A California-based cancer treatment chain with clinics in multiple states has agreed to pay more than $2 million to resolve a whistleblower’s allegations that its Illinois clinics submitted false claims for radiation oncology services to Medicare, the U.S. Justice Department announced.
According to the Justice Department, Vantage Oncology LLC of Manhattan Beach, Calif., both double billed and overbilled Medicare for certain procedures, billed for services that lacked supporting documentation, and billed for radiation treatments it administered without proper supervision from a physician.

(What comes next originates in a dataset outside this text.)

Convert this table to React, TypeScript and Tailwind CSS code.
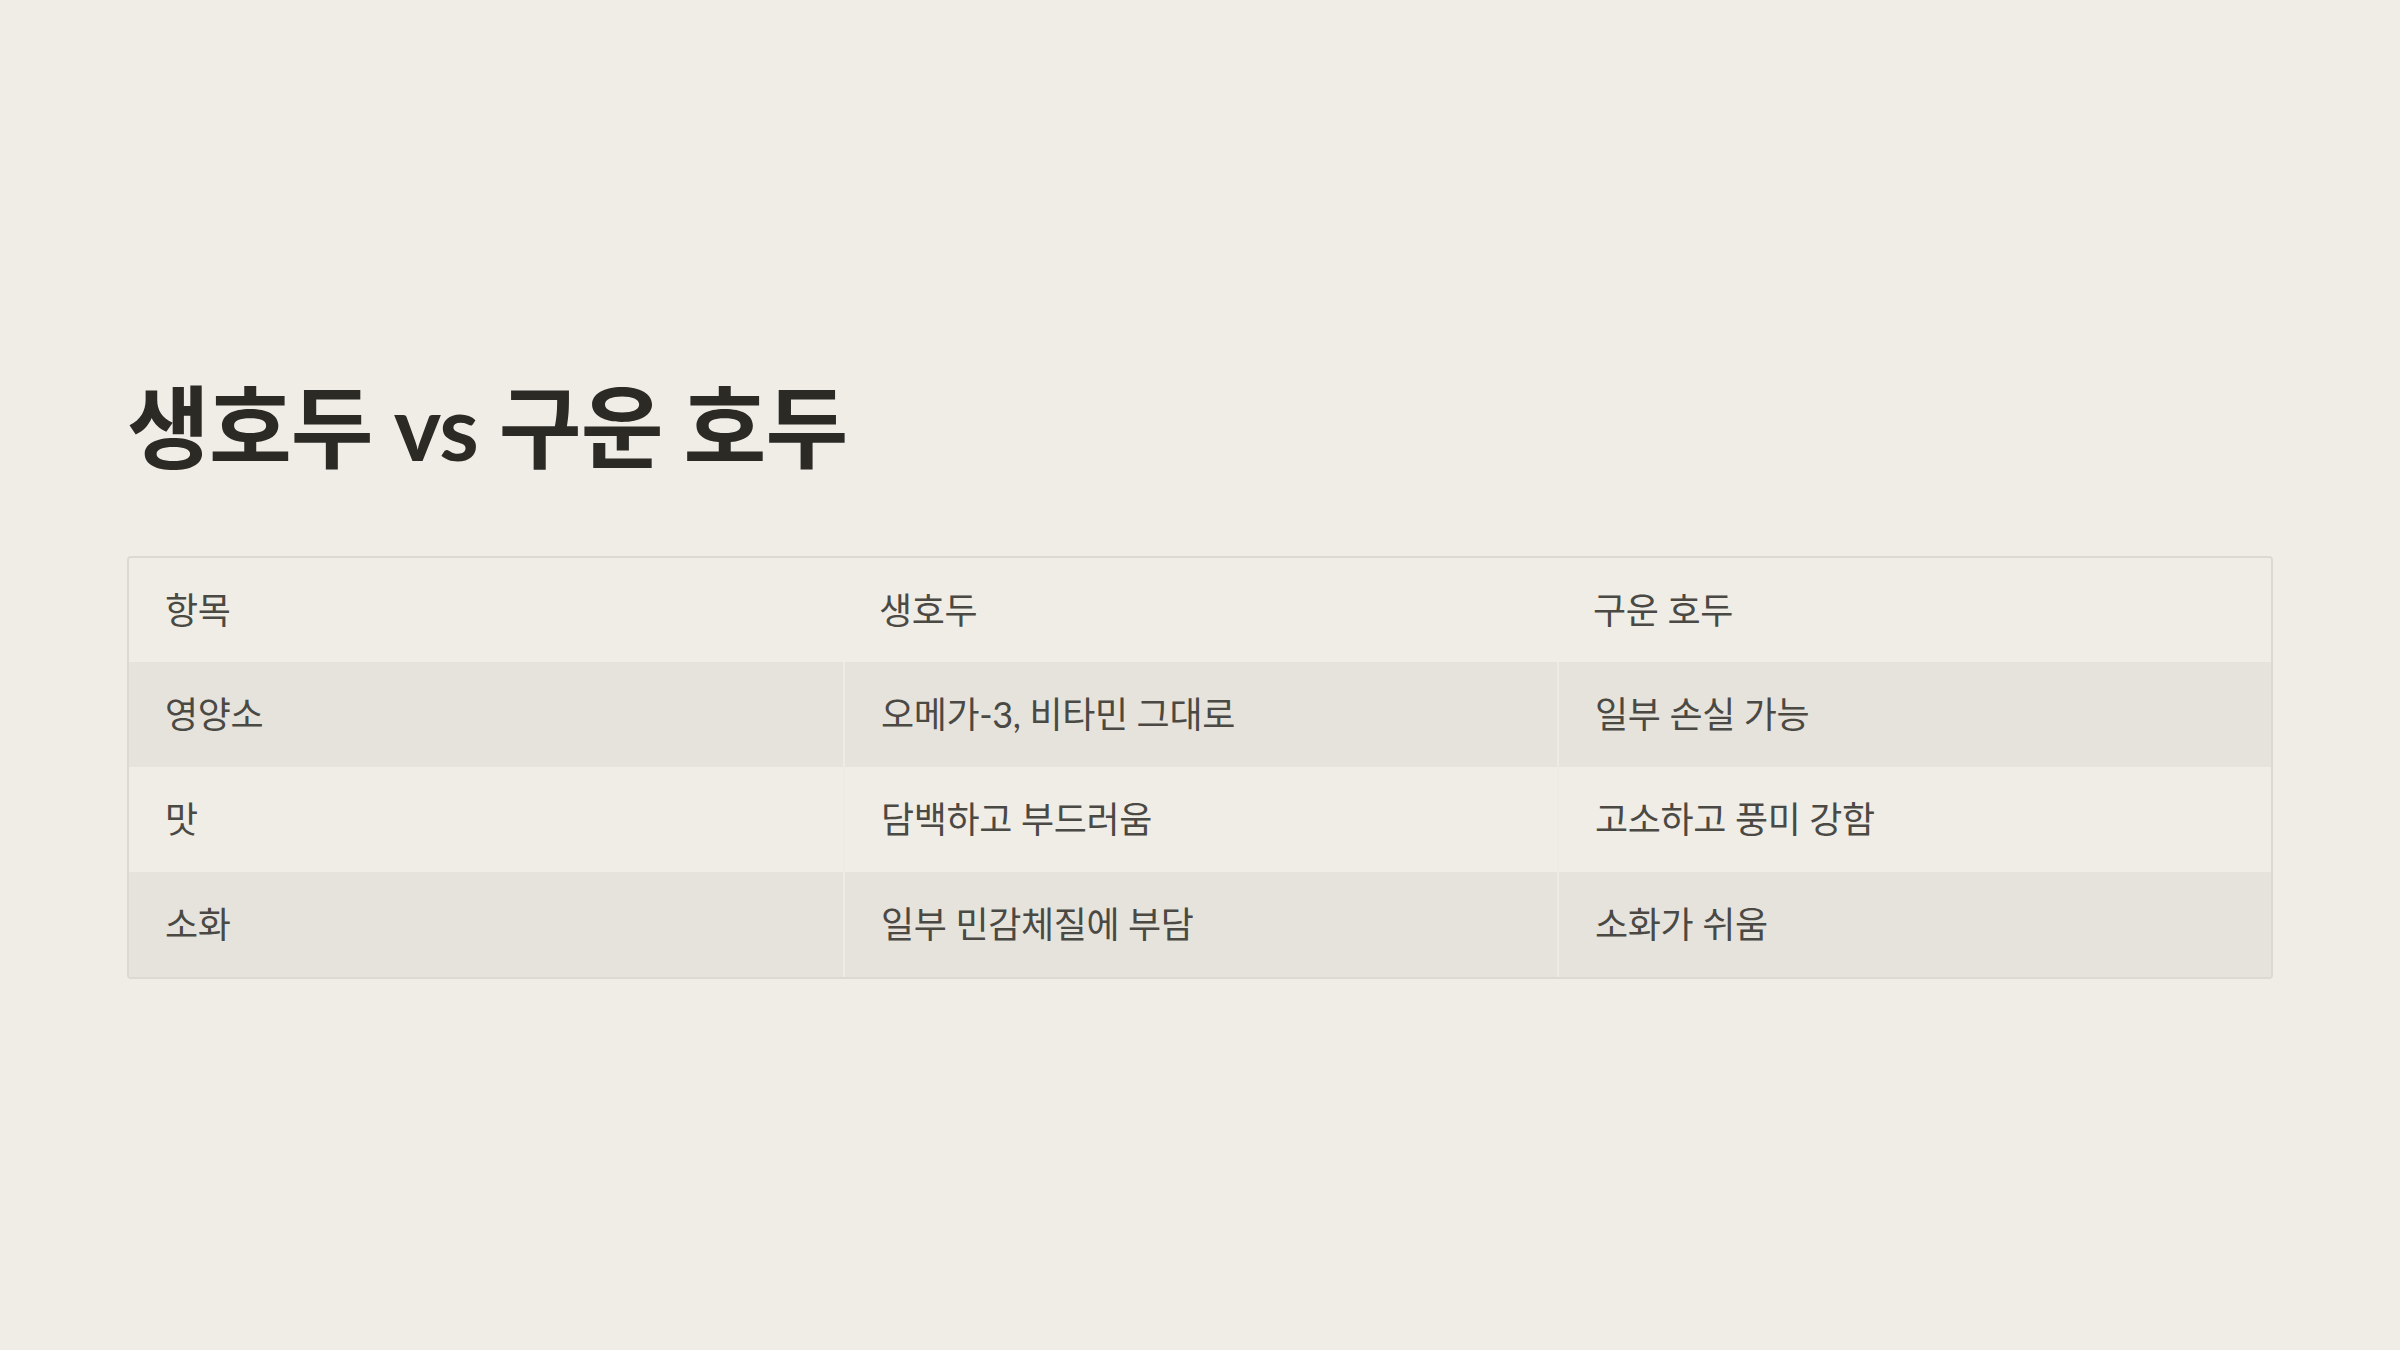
import React from "react";

const rows = [
  ["영양소", "오메가-3, 비타민 그대로", "일부 손실 가능"],
  ["맛", "담백하고 부드러움", "고소하고 풍미 강함"],
  ["소화", "일부 민감체질에 부담", "소화가 쉬움"],
];

export default function App() {
  return (
    <div
      className="min-h-screen w-full bg-[#f0ede7] flex flex-col justify-center px-[127px]"
      style={{ fontFamily: "Lato, 'Noto Sans CJK KR', sans-serif" }}
    >
      <h1 className="text-[90px] font-bold leading-[108px] tracking-[-0.01em] text-[#2b2a25]">
        생호두 vs 구운 호두
      </h1>
      <div className="mt-[76px] rounded-[4px] border-2 border-[#dcd9d2] overflow-hidden">
        <div className="grid grid-cols-3 bg-[#f0ede7]">
          {["항목", "생호두", "구운 호두"].map((h) => (
            <div
              key={h}
              className="px-[36px] py-[25px] text-[36px] leading-[54px] tracking-[-0.01em] text-[#4a4944]"
            >
              {h}
            </div>
          ))}
        </div>
        {rows.map((r, i) => (
          <div
            key={i}
            className={`grid grid-cols-3 ${i % 2 === 0 ? "bg-[#e6e3dc]" : "bg-[#f0ede7]"}`}
          >
            {r.map((c, j) => (
              <div
                key={j}
                className={`px-[36px] py-[25px] text-[36px] leading-[55px] tracking-[-0.01em] text-[#4a4944] ${
                  j > 0 ? "border-l-2 border-[#eeebe5]" : ""
                }`}
              >
                {c}
              </div>
            ))}
          </div>
        ))}
      </div>
    </div>
  );
}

The lawsuit alleged that the fraud occurred from 2007 through June 2012.
This $2.08-million settlement resolves a lawsuit filed by former Vantage employee Suleiman Refaei under the qui tam, or whistleblower provisions of the False Claims Act, which allow private citizens with knowledge of fraud against federally funded programs and agencies to sue on behalf of the U.S. government. In exchange, the whistleblower shares up to 30 percent of the recovery. In this case, Mr. Refaei will receive $354,450 for his role in exposing the alleged fraud at the Vantage clinics.
“Billing Medicare for patient care that is not necessary or appropriate contributes to the soaring costs of health care,” said Assistant U.S. Attorney General for the Civil Division Stuart Delery. “The Department of Justice is committed to protecting public funds and guarding against abuse of the Medicare system.”
“Cheating taxpayers by double billing, overbilling and wrongly billing for services without required medical oversight will not be tolerated,” said U.S. Department of Health and Human Services Special Agent Lamont Pugh.
The federal False Claims Act has become one of the government’s most powerful tools in fighting fraud that targets Medicare, Medicaid, and other taxpayer-funded government programs. According to the Justice Department, more than $16.7 billion dollars have been recovered through False Claims Act whistleblower cases since January 2009. Nearly $12 billion of those funds were recovered in cases involving fraud against federal health care programs.